- Goal -
From the very first line of the data to the line containing "line-height: 41.5px;", retype everything exactly, leaving the pictures behind.

-- START Data provided --

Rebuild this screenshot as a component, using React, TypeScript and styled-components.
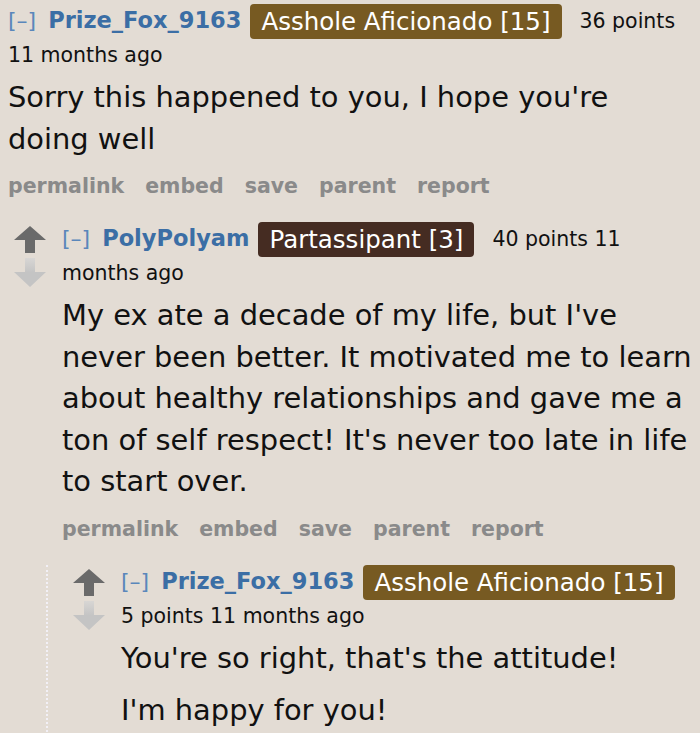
import React from 'react'
import styled, { createGlobalStyle } from 'styled-components'

const GlobalStyle = createGlobalStyle`
    html, body {
        margin: 0;
        padding: 0;
        background: #e3dcd4;
    }
    body {
        font-family: "DejaVu Sans", Verdana, sans-serif;
        color: #111;
    }
`

// ============================================================================
// STYLED COMPONENTS
// ============================================================================

const Page = styled.div`
    padding: 4px 6px 0 8px;
    overflow: hidden;
    height: 733px;
    box-sizing: border-box;
`

const CommentRow = styled.div`
    display: flex;
    align-items: flex-start;
`

const MidCol = styled.div`
    width: 32px;
    margin: 4px 16px 0 6px;
    display: flex;
    flex-direction: column;
    align-items: center;
    gap: 5px;
    flex-shrink: 0;
`

const Entry = styled.div`
    flex: 1;
    min-width: 0;
`

const Tagline = styled.p`
    margin: 0;
    font-size: 20.5px;
    line-height: 32px;
`

const Expand = styled.span`
    color: #5a87bb;
    font-size: 22px;
    margin-right: 12px;
`

const Author = styled.span`
    color: #3b6ea5;
    font-weight: bold;
    font-size: 22.5px;
    margin-right: 9px;
`

const Flair = styled.span<{ $bg: string }>`
    display: inline-block;
    background: ${({ $bg }) => $bg};
    color: #fff;
    font-size: 24.5px;
    line-height: 35px;
    padding: 0 11px;
    border-radius: 4px;
    margin-right: 18px;
    vertical-align: top;
`

const Body = styled.div`
    margin-top: 6px;
    font-size: 28.9px;
    line-height: 41.5px;

    p {
        margin: 0;
    }
    p + p {
        margin-top: 11px;
    }
`

const Buttons = styled.ul`
    list-style: none;
    margin: 15px 0 0;
    padding: 0;
    display: flex;
    gap: 21px;
    font-size: 20.5px;
    line-height: 22px;
    font-weight: bold;
    color: #8a8a8a;
`

const Replies = styled.div<{ $nested?: boolean }>`
    margin-top: 25px;
    ${({ $nested }) =>
        $nested &&
        `
        margin-left: 38px;
        border-left: 2px dotted #f2f0f6;
        padding-left: 19px;
    `}
`

// ============================================================================
// COMPONENTS
// ============================================================================

const UpArrow = () => (
    <svg width="32" height="27" viewBox="0 0 32 27">
        <path d="M16 0 L32 14 L21 14 L21 27 L11 27 L11 14 L0 14 Z" fill="#6a6a6a" />
    </svg>
)

const DownArrow = () => (
    <svg width="32" height="29" viewBox="0 0 32 29">
        <defs>
            <linearGradient id="downFade" x1="0" y1="0" x2="0" y2="1">
                <stop offset="0" stopColor="#d8d6d4" />
                <stop offset="0.5" stopColor="#c4c4c4" />
                <stop offset="1" stopColor="#c4c4c4" />
            </linearGradient>
        </defs>
        <path d="M11 0 L21 0 L21 14 L32 14 L16 29 L0 14 L11 14 Z" fill="url(#downFade)" />
    </svg>
)

interface CommentProps {
    author: string
    flair: string
    flairColor: string
    meta: string
    paragraphs: string[]
    showArrows?: boolean
    showButtons?: boolean
    children?: React.ReactNode
}

const Comment: React.FC<CommentProps> = ({
    author,
    flair,
    flairColor,
    meta,
    paragraphs,
    showArrows = true,
    showButtons = true,
    children,
}) => (
    <>
        <CommentRow>
            {showArrows && (
                <MidCol>
                    <UpArrow />
                    <DownArrow />
                </MidCol>
            )}
            <Entry>
                <Tagline>
                    <Expand>[–]</Expand>
                    <Author>{author}</Author>
                    <Flair $bg={flairColor}>{flair}</Flair>
                    {meta}
                </Tagline>
                <Body>
                    {paragraphs.map((p, i) => (
                        <p key={i}>{p}</p>
                    ))}
                </Body>
                {showButtons && (
                    <Buttons>
                        <li>permalink</li>
                        <li>embed</li>
                        <li>save</li>
                        <li>parent</li>
                        <li>report</li>
                    </Buttons>
                )}
            </Entry>
        </CommentRow>
        {children}
    </>
)

const App: React.FC = () => (
    <Page>
        <GlobalStyle />
        <Comment
            author="Prize_Fox_9163"
            flair="Asshole Aficionado [15]"
            flairColor="#775a22"
            meta="36 points 11 months ago"
            paragraphs={["Sorry this happened to you, I hope you're doing well"]}
            showArrows={false}
        />
        <Replies>
            <Comment
                author="PolyPolyam"
                flair="Partassipant [3]"
                flairColor="#452c22"
                meta="40 points 11 months ago"
                paragraphs={[
                    "My ex ate a decade of my life, but I've never been better. It motivated me to learn about healthy relationships and gave me a ton of self respect! It's never too late in life to start over.",
                ]}
            >
                <Replies $nested>
                    <Comment
                        author="Prize_Fox_9163"
                        flair="Asshole Aficionado [15]"
                        flairColor="#775a22"
                        meta="5 points 11 months ago"
                        paragraphs={["You're so right, that's the attitude!", "I'm happy for you!"]}
                        showButtons={false}
                    />
                </Replies>
            </Comment>
        </Replies>
    </Page>
)

export default App
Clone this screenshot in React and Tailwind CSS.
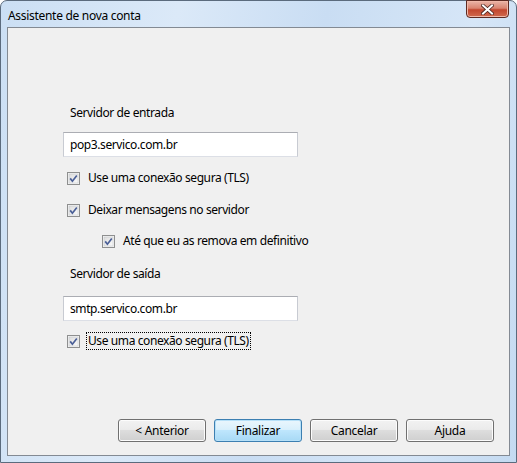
import React from 'react';

const font = { fontFamily: '"Noto Sans", "Segoe UI", sans-serif' };

const Check = () => (
  <svg width="13" height="13" viewBox="0 0 13 13" className="shrink-0">
    <defs>
      <linearGradient id="cbg" x1="0" y1="0" x2="1" y2="1">
        <stop offset="0" stopColor="#dcdcdc" />
        <stop offset="1" stopColor="#fbfbfb" />
      </linearGradient>
    </defs>
    <rect x="0.5" y="0.5" width="12" height="12" fill="#f4f4f4" stroke="#8e8f8f" />
    <rect x="2" y="2" width="9" height="9" fill="url(#cbg)" stroke="#c0c4c8" strokeWidth="0.5" />
    <path d="M3.2 6.4 L5.4 9.2 L9.8 3.4" fill="none" stroke="#4a5f97" strokeWidth="1.7" />
  </svg>
);

const CheckRow = ({ label, focus, className = '' }) => (
  <div className={`flex items-center gap-[7px] h-4 ${className}`}>
    <Check />
    <span
      className={`text-[12px] leading-[16px] tracking-[-0.4px] text-black px-px ${focus ? 'outline-1 outline-dotted outline-black' : ''}`}
    >
      {label}
    </span>
  </div>
);

const Field = ({ value, className = '' }) => (
  <div
    className={`w-[235px] h-[25px] bg-white border border-[#abadb3] border-b-[#dcdfe6] border-l-[#c8cbd2] border-r-[#c8cbd2] flex items-center pl-[6px] text-[12px] tracking-[-0.4px] text-black ${className}`}
  >
    {value}
  </div>
);

const Button = ({ label, focused }) => (
  <div
    className={`w-[88px] h-[23px] rounded-[3px] border flex items-center justify-center text-[12px] tracking-[-0.3px] text-black ${
      focused
        ? 'border-[#3c7fb1] bg-[linear-gradient(#eaf6fd_0%,#d9f0fc_45%,#bee6fd_50%,#a7d9f5_100%)] shadow-[inset_0_0_0_1px_#b6e0f8]'
        : 'border-[#707070] bg-[linear-gradient(#f2f2f2_0%,#ebebeb_45%,#dddddd_50%,#cfcfcf_100%)] shadow-[inset_0_0_0_1px_#fcfcfc]'
    }`}
  >
    {label}
  </div>
);

export default function App() {
  return (
    <div className="w-[517px] h-[463px] bg-white" style={font}>
      <div className="w-[517px] h-[463px] rounded-t-[7px] border border-[#5b6b7d] bg-[linear-gradient(100deg,#cbdff4_0%,#dbe9f8_30%,#c9ddf3_55%,#d6e6f7_80%,#c4daf1_100%)] flex flex-col px-[6px] pb-[6px]">
        <div className="h-[26px] flex items-start justify-between relative">
          <span className="text-[12px] leading-[16px] tracking-[-0.3px] text-black mt-[7px] ml-px">Assistente de nova conta</span>
          <div className="w-[43px] h-[18px] -mt-px mr-px rounded-b-[4px] border border-[#5d2a22] bg-[linear-gradient(#eab5a8_0%,#d98470_45%,#c2472f_55%,#d06a4e_100%)] shadow-[inset_0_0_0_1px_#f0b8a8] flex items-center justify-center">
            <svg width="13" height="11" viewBox="0 0 13 11">
              <path d="M2 1.5 L11 9.5 M11 1.5 L2 9.5" stroke="#4a2520" strokeWidth="3.6" strokeLinecap="square" />
              <path d="M2 1.5 L11 9.5 M11 1.5 L2 9.5" stroke="#ffffff" strokeWidth="2" strokeLinecap="square" />
            </svg>
          </div>
        </div>
        <div className="flex-1 bg-[#f0f0f0] border border-[#838a93] flex flex-col">
          <div className="pl-[62px] mt-[77px] text-[12px] leading-[16px] tracking-[-0.4px] text-black">Servidor de entrada</div>
          <Field value="pop3.servico.com.br" className="ml-[55px] mt-[11px]" />
          <CheckRow label="Use uma conexão segura (TLS)" className="ml-[59px] mt-[13px]" />
          <CheckRow label="Deixar mensagens no servidor" className="ml-[59px] mt-[16px]" />
          <CheckRow label="Até que eu as remova em definitivo" className="ml-[94px] mt-[15px]" />
          <div className="pl-[62px] mt-[17px] text-[12px] leading-[16px] tracking-[-0.4px] text-black">Servidor de saída</div>
          <Field value="smtp.servico.com.br" className="ml-[55px] mt-[14px]" />
          <CheckRow label="Use uma conexão segura (TLS)" focus className="ml-[59px] mt-[12px]" />
          <div className="mt-auto mb-[13px] mr-[15px] flex justify-end gap-[8px]">
            <Button label="< Anterior" />
            <Button label="Finalizar" focused />
            <Button label="Cancelar" />
            <Button label="Ajuda" />
          </div>
        </div>
      </div>
    </div>
  );
}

-- END Data provided --

- Solution to this task -
Rebuild this screenshot as a component, using React, TypeScript and styled-components.
import React from 'react'
import styled, { createGlobalStyle } from 'styled-components'

const GlobalStyle = createGlobalStyle`
    html, body {
        margin: 0;
        padding: 0;
        background: #e3dcd4;
    }
    body {
        font-family: "DejaVu Sans", Verdana, sans-serif;
        color: #111;
    }
`

// ============================================================================
// STYLED COMPONENTS
// ============================================================================

const Page = styled.div`
    padding: 4px 6px 0 8px;
    overflow: hidden;
    height: 733px;
    box-sizing: border-box;
`

const CommentRow = styled.div`
    display: flex;
    align-items: flex-start;
`

const MidCol = styled.div`
    width: 32px;
    margin: 4px 16px 0 6px;
    display: flex;
    flex-direction: column;
    align-items: center;
    gap: 5px;
    flex-shrink: 0;
`

const Entry = styled.div`
    flex: 1;
    min-width: 0;
`

const Tagline = styled.p`
    margin: 0;
    font-size: 20.5px;
    line-height: 32px;
`

const Expand = styled.span`
    color: #5a87bb;
    font-size: 22px;
    margin-right: 12px;
`

const Author = styled.span`
    color: #3b6ea5;
    font-weight: bold;
    font-size: 22.5px;
    margin-right: 9px;
`

const Flair = styled.span<{ $bg: string }>`
    display: inline-block;
    background: ${({ $bg }) => $bg};
    color: #fff;
    font-size: 24.5px;
    line-height: 35px;
    padding: 0 11px;
    border-radius: 4px;
    margin-right: 18px;
    vertical-align: top;
`

const Body = styled.div`
    margin-top: 6px;
    font-size: 28.9px;
    line-height: 41.5px;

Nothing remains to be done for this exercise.